*EXERCISE TASK*. Repeat the full listing below verbatim and keep the images out.
** BEGIN SUPPLIED INFORMATION **
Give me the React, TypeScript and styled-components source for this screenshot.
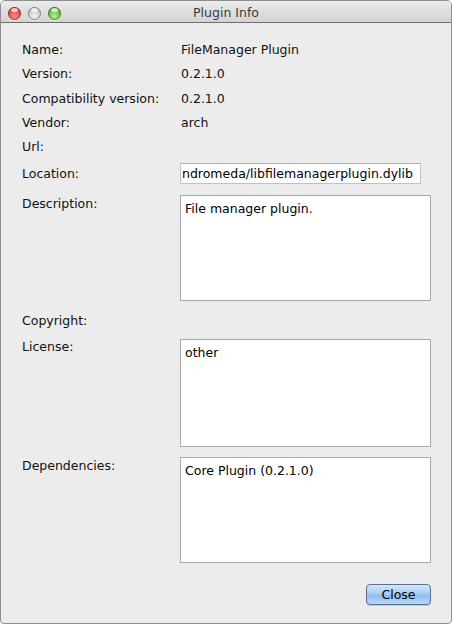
import React from "react";
import styled, { createGlobalStyle } from "styled-components";

const Global = createGlobalStyle`
  html, body { margin: 0; padding: 0; background: #ffffff; }
  body { font-family: "DejaVu Sans", "Liberation Sans", sans-serif; }
  * { box-sizing: border-box; }
`;

const Window = styled.div`
  width: 452px;
  height: 624px;
  border: 1px solid #8e8e8e;
  border-radius: 5px 5px 4px 4px;
  background: #ececec;
  overflow: hidden;
  display: flex;
  flex-direction: column;
`;

const TitleBar = styled.div`
  height: 22px;
  flex: none;
  background: linear-gradient(#ebebeb, #d3d3d3);
  border-bottom: 1px solid #6f6f6f;
  display: flex;
  align-items: center;
  position: relative;
  padding-left: 7px;
  gap: 7px;
`;

const Light = styled.span<{ $c: string; $d: string }>`
  width: 13px;
  height: 13px;
  border-radius: 50%;
  margin-top: 3px;
  background: radial-gradient(circle at 50% 70%, ${(p) => p.$c} 0%, ${(p) => p.$d} 75%);
  box-shadow: inset 0 0 0 1px rgba(0, 0, 0, 0.35), 0 1px 0 rgba(255, 255, 255, 0.6);
  position: relative;
  &::after {
    content: "";
    position: absolute;
    left: 3px;
    top: 1px;
    width: 7px;
    height: 4px;
    border-radius: 50%;
    background: rgba(255, 255, 255, 0.7);
  }
`;

const Title = styled.div`
  position: absolute;
  left: 0;
  right: 0;
  top: 0;
  bottom: 0;
  text-align: center;
  line-height: 24px;
  font-size: 12.5px;
  color: #3a3a3a;
  pointer-events: none;
`;

const Content = styled.div`
  padding: 15px 20px 0 20px;
  display: grid;
  grid-template-columns: 159px 251px;
  align-items: start;
  font-size: 12.5px;
  color: #111;
`;

const Label = styled.div<{ $h?: number; $mt?: number; $lh?: number }>`
  height: ${(p) => p.$h ?? 24.25}px;
  line-height: ${(p) => p.$lh ?? 24.25}px;
  margin-top: ${(p) => p.$mt ?? 0}px;
  padding-left: 1px;
  white-space: nowrap;
`;

const Value = styled.div<{ $mt?: number }>`
  height: 24.25px;
  line-height: 24.25px;
  margin-top: ${(p) => p.$mt ?? 0}px;
  padding-left: 1px;
  white-space: nowrap;
`;

const LineField = styled.div`
  height: 21px;
  width: 241px;
  margin-top: 4px;
  background: #fff;
  border: 1px solid #c2c2c2;
  border-top-color: #b0b0b0;
  line-height: 19px;
  padding-left: 1px;
  overflow: hidden;
  white-space: nowrap;
  color: #000;
`;

const Area = styled.div<{ $h: number; $mt: number }>`
  height: ${(p) => p.$h}px;
  margin-top: ${(p) => p.$mt}px;
  background: #fff;
  border: 1px solid #a9a9a9;
  padding: 4px 4px;
  line-height: 17px;
  color: #000;
`;

const Footer = styled.div`
  display: flex;
  justify-content: flex-end;
  padding: 21px 20px 0 0;
`;

const Button = styled.button`
  width: 65px;
  height: 21px;
  border-radius: 4px;
  border: 1px solid #5a6e93;
  background: linear-gradient(#d4e6f9 0%, #a9cdf4 45%, #8ebdf0 55%, #b7dafc 100%);
  box-shadow: 0 1px 1px rgba(0, 0, 0, 0.15);
  font-family: "DejaVu Sans", "Liberation Sans", sans-serif;
  font-size: 12.5px;
  color: #000;
  padding: 0;
  line-height: 19px;
`;

const simple: [string, string][] = [
  ["Name:", "FileManager Plugin"],
  ["Version:", "0.2.1.0"],
  ["Compatibility version:", "0.2.1.0"],
  ["Vendor:", "arch"],
  ["Url:", ""],
];

export default function App() {
  return (
    <>
      <Global />
      <Window>
        <TitleBar>
          <Light $c="#ff8d87" $d="#d9362e" />
          <Light $c="#f4f4f4" $d="#b9b9b9" />
          <Light $c="#b6f08f" $d="#4ca82d" />
          <Title>Plugin Info</Title>
        </TitleBar>
        <Content>
          {simple.map(([l, v]) => (
            <React.Fragment key={l}>
              <Label>{l}</Label>
              <Value>{v}</Value>
            </React.Fragment>
          ))}
          <Label $mt={4} $h={21} $lh={21}>Location:</Label>
          <LineField>ndromeda/libfilemanagerplugin.dylib</LineField>

          <Label $mt={11} $h={18} $lh={18}>Description:</Label>
          <Area $h={106} $mt={11}>File manager plugin.</Area>

          <Label $mt={8}>Copyright:</Label>
          <Value $mt={8}></Value>

          <Label $mt={5} $h={18} $lh={16}>License:</Label>
          <Area $h={108} $mt={5}>other</Area>

          <Label $mt={10} $h={18} $lh={18}>Dependencies:</Label>
          <Area $h={106} $mt={10}>Core Plugin (0.2.1.0)</Area>
        </Content>
        <Footer>
          <Button>Close</Button>
        </Footer>
      </Window>
    </>
  );
}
** END SUPPLIED INFORMATION **
*IN RESPONSE*.
Give me the React, TypeScript and styled-components source for this screenshot.
import React from "react";
import styled, { createGlobalStyle } from "styled-components";

const Global = createGlobalStyle`
  html, body { margin: 0; padding: 0; background: #ffffff; }
  body { font-family: "DejaVu Sans", "Liberation Sans", sans-serif; }
  * { box-sizing: border-box; }
`;

const Window = styled.div`
  width: 452px;
  height: 624px;
  border: 1px solid #8e8e8e;
  border-radius: 5px 5px 4px 4px;
  background: #ececec;
  overflow: hidden;
  display: flex;
  flex-direction: column;
`;

const TitleBar = styled.div`
  height: 22px;
  flex: none;
  background: linear-gradient(#ebebeb, #d3d3d3);
  border-bottom: 1px solid #6f6f6f;
  display: flex;
  align-items: center;
  position: relative;
  padding-left: 7px;
  gap: 7px;
`;

const Light = styled.span<{ $c: string; $d: string }>`
  width: 13px;
  height: 13px;
  border-radius: 50%;
  margin-top: 3px;
  background: radial-gradient(circle at 50% 70%, ${(p) => p.$c} 0%, ${(p) => p.$d} 75%);
  box-shadow: inset 0 0 0 1px rgba(0, 0, 0, 0.35), 0 1px 0 rgba(255, 255, 255, 0.6);
  position: relative;
  &::after {
    content: "";
    position: absolute;
    left: 3px;
    top: 1px;
    width: 7px;
    height: 4px;
    border-radius: 50%;
    background: rgba(255, 255, 255, 0.7);
  }
`;

const Title = styled.div`
  position: absolute;
  left: 0;
  right: 0;
  top: 0;
  bottom: 0;
  text-align: center;
  line-height: 24px;
  font-size: 12.5px;
  color: #3a3a3a;
  pointer-events: none;
`;

const Content = styled.div`
  padding: 15px 20px 0 20px;
  display: grid;
  grid-template-columns: 159px 251px;
  align-items: start;
  font-size: 12.5px;
  color: #111;
`;

const Label = styled.div<{ $h?: number; $mt?: number; $lh?: number }>`
  height: ${(p) => p.$h ?? 24.25}px;
  line-height: ${(p) => p.$lh ?? 24.25}px;
  margin-top: ${(p) => p.$mt ?? 0}px;
  padding-left: 1px;
  white-space: nowrap;
`;

const Value = styled.div<{ $mt?: number }>`
  height: 24.25px;
  line-height: 24.25px;
  margin-top: ${(p) => p.$mt ?? 0}px;
  padding-left: 1px;
  white-space: nowrap;
`;

const LineField = styled.div`
  height: 21px;
  width: 241px;
  margin-top: 4px;
  background: #fff;
  border: 1px solid #c2c2c2;
  border-top-color: #b0b0b0;
  line-height: 19px;
  padding-left: 1px;
  overflow: hidden;
  white-space: nowrap;
  color: #000;
`;

const Area = styled.div<{ $h: number; $mt: number }>`
  height: ${(p) => p.$h}px;
  margin-top: ${(p) => p.$mt}px;
  background: #fff;
  border: 1px solid #a9a9a9;
  padding: 4px 4px;
  line-height: 17px;
  color: #000;
`;

const Footer = styled.div`
  display: flex;
  justify-content: flex-end;
  padding: 21px 20px 0 0;
`;

const Button = styled.button`
  width: 65px;
  height: 21px;
  border-radius: 4px;
  border: 1px solid #5a6e93;
  background: linear-gradient(#d4e6f9 0%, #a9cdf4 45%, #8ebdf0 55%, #b7dafc 100%);
  box-shadow: 0 1px 1px rgba(0, 0, 0, 0.15);
  font-family: "DejaVu Sans", "Liberation Sans", sans-serif;
  font-size: 12.5px;
  color: #000;
  padding: 0;
  line-height: 19px;
`;

const simple: [string, string][] = [
  ["Name:", "FileManager Plugin"],
  ["Version:", "0.2.1.0"],
  ["Compatibility version:", "0.2.1.0"],
  ["Vendor:", "arch"],
  ["Url:", ""],
];

export default function App() {
  return (
    <>
      <Global />
      <Window>
        <TitleBar>
          <Light $c="#ff8d87" $d="#d9362e" />
          <Light $c="#f4f4f4" $d="#b9b9b9" />
          <Light $c="#b6f08f" $d="#4ca82d" />
          <Title>Plugin Info</Title>
        </TitleBar>
        <Content>
          {simple.map(([l, v]) => (
            <React.Fragment key={l}>
              <Label>{l}</Label>
              <Value>{v}</Value>
            </React.Fragment>
          ))}
          <Label $mt={4} $h={21} $lh={21}>Location:</Label>
          <LineField>ndromeda/libfilemanagerplugin.dylib</LineField>

          <Label $mt={11} $h={18} $lh={18}>Description:</Label>
          <Area $h={106} $mt={11}>File manager plugin.</Area>

          <Label $mt={8}>Copyright:</Label>
          <Value $mt={8}></Value>

          <Label $mt={5} $h={18} $lh={16}>License:</Label>
          <Area $h={108} $mt={5}>other</Area>

          <Label $mt={10} $h={18} $lh={18}>Dependencies:</Label>
          <Area $h={106} $mt={10}>Core Plugin (0.2.1.0)</Area>
        </Content>
        <Footer>
          <Button>Close</Button>
        </Footer>
      </Window>
    </>
  );
}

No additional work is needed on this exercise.